3. Patients can access and interact with their own medical record
Digitizing the record - from chart notes to lab results to images - and putting it into the cloud has opened a new world of access and interactivity potential. Not only can patients access their lab, medication, and certain clinical data. Many also now register or pay their bill online, and make or request an office visit appointment electronically. And as the electronic record evolves, data from embedded medical devices such as pacemakers, or wearables like the Apple Watch, will become integrated and used to launch any number of as-yet-not invented tools.
4. Clinicians and care providers are able to connect with patients post-op, post-discharge, and in between visits
It was unheard of in the early 2000s to think that we could capture meaningful clinical data from patients if they weren’t physically in front of us. The only option was the phone, and you can’t really collect quantitative data that way.
Remote care monitoring tools have enabled self-reported data capture and data streams that deliver data about patients when they are outside of the office and hospital walls. And, live telehealth video videos let us evaluate and treat a variety of conditions that used to require an in-person visit. It’s remarkable when you consider that most of this change has happened over the last ten to fifteen years.
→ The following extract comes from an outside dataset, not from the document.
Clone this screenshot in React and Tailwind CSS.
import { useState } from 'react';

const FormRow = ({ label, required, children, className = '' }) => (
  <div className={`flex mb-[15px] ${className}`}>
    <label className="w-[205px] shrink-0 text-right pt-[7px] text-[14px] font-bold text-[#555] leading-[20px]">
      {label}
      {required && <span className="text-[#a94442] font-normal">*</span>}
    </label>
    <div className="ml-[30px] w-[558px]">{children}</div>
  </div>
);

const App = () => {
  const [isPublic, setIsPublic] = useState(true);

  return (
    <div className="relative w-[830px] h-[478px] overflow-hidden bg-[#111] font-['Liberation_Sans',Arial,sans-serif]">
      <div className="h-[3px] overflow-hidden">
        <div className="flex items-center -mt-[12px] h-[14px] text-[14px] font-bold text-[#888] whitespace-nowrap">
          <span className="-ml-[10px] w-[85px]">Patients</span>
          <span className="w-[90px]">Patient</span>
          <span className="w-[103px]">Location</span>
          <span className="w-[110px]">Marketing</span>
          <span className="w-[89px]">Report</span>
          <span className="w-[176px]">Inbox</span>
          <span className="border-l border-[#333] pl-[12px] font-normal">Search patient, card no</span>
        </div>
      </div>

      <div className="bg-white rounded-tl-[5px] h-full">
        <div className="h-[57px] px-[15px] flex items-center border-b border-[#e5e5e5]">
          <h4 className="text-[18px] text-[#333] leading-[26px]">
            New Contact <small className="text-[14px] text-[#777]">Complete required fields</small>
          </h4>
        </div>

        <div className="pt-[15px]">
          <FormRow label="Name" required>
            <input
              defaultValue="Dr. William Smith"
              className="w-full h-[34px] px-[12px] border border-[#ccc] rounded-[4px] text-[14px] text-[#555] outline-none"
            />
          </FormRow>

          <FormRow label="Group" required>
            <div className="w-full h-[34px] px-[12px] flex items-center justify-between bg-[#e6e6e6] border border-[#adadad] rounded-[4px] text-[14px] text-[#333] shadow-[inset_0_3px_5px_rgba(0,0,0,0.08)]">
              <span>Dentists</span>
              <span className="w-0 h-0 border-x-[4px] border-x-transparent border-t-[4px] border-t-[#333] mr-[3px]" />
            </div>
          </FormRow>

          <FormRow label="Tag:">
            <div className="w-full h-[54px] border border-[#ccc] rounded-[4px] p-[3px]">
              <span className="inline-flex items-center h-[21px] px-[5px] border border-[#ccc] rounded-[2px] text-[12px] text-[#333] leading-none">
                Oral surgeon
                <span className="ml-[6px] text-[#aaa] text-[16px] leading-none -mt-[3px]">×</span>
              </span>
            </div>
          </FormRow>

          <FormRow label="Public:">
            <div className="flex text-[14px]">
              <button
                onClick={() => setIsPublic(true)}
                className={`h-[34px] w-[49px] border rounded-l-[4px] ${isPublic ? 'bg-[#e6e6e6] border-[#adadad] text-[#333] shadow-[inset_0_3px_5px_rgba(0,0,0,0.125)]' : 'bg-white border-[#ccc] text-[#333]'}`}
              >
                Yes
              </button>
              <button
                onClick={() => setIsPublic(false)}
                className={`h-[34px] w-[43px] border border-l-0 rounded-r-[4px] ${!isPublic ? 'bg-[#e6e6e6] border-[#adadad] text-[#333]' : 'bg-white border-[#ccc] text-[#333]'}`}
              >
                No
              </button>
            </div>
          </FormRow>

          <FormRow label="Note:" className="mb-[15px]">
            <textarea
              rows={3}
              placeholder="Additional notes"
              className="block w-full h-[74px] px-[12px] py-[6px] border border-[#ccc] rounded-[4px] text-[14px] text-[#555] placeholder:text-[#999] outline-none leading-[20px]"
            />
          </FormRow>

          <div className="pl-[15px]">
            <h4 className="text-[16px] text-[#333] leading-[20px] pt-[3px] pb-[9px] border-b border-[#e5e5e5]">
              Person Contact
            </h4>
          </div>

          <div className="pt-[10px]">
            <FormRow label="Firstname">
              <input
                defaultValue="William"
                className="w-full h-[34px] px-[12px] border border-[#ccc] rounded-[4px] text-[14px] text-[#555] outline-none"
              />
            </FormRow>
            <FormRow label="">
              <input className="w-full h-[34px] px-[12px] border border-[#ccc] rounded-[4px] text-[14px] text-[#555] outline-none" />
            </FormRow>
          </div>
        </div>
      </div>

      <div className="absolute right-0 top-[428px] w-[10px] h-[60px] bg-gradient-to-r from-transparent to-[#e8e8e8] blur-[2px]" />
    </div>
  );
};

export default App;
5. Medical devices are smarter, smaller, and less costly
Faster bandwidth, smaller/smarter silicon chips, robotics, new materials, artificial intelligence, higher definition video. All of these things and more have led to the ability to create medical devices that reduce recovery time and length of stay, and improve clinical outcomes because they keep getting smarter and smaller and more cost efficient. From daVinci robots in cardiovascular care to cameras embedded into “pills” that videotape what’s going on inside a patient’s gastrointestinal tract, the combination of these technological advances pushes the healthcare industry to design better more effective devices for improving care, curing disease, and saving lives.
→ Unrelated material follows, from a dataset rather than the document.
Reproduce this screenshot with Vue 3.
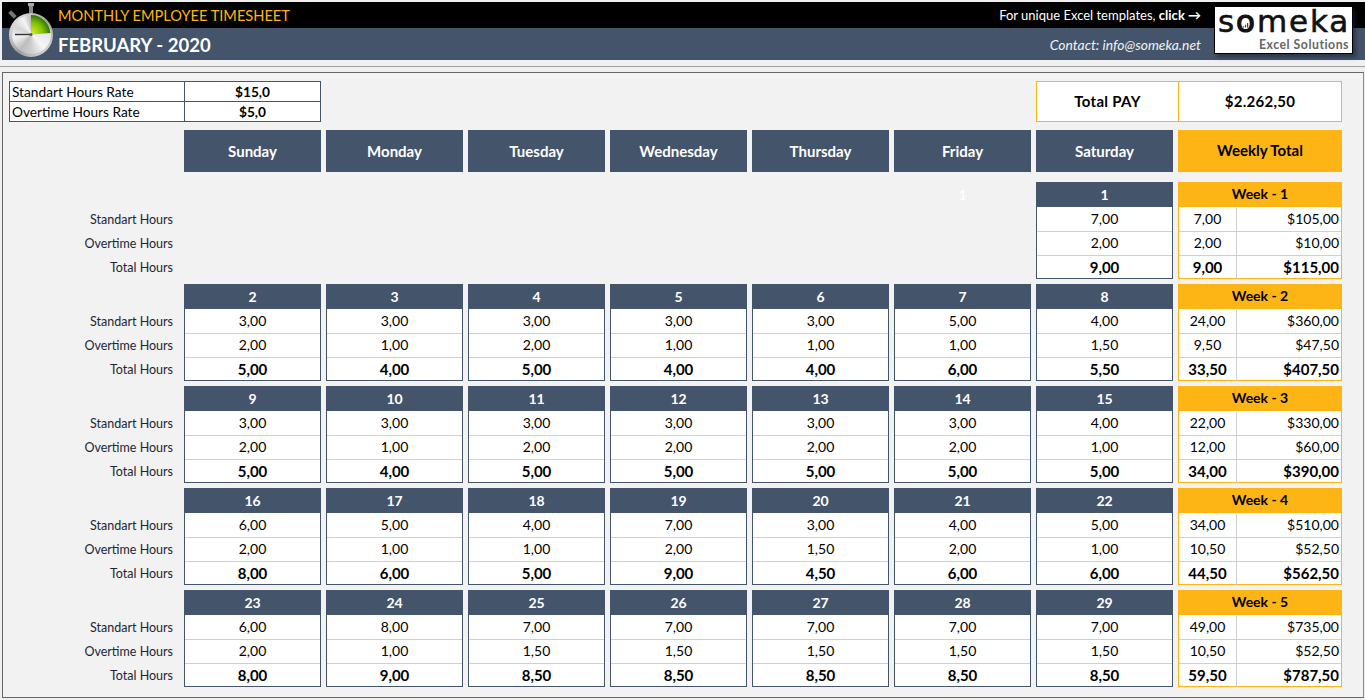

6. Healthcare technology has created a lot of new jobs
The symbiotic relationship between healthcare and technology has created a proliferation of sub-industries, from consumer health apps to wearables to quantified self data gathering, that need engineers, physicians, data scientists, marketers, administrators, content developers, clinicians, and others. Many of these jobs pay well and are focused on solving interesting health care problems and addressing public health issues that have an impact on humanity, connect patients to their medical data, improve safety, and save lives. The truth is that many folks who enter this industry do so because they want to make a difference and solve old problems in new innovative ways.
7. A double-edged sword
I’d be remiss if I didn’t raise the issue of data access and convenience vs. the need for privacy and security. With greater connectivity comes greater responsibility to be a steward of people’s clinical and financial data. We know this. But as evidenced by the number of healthcare data breaches over the last several years, we aren’t there yet. Every clinical and healthcare executive worth his or her salt cares about this issue, and in my circles we put it front and center in our product development and strategic discussions. But until we find the right balance between convenience and security, we'll continue to grapple with a double-edged sword.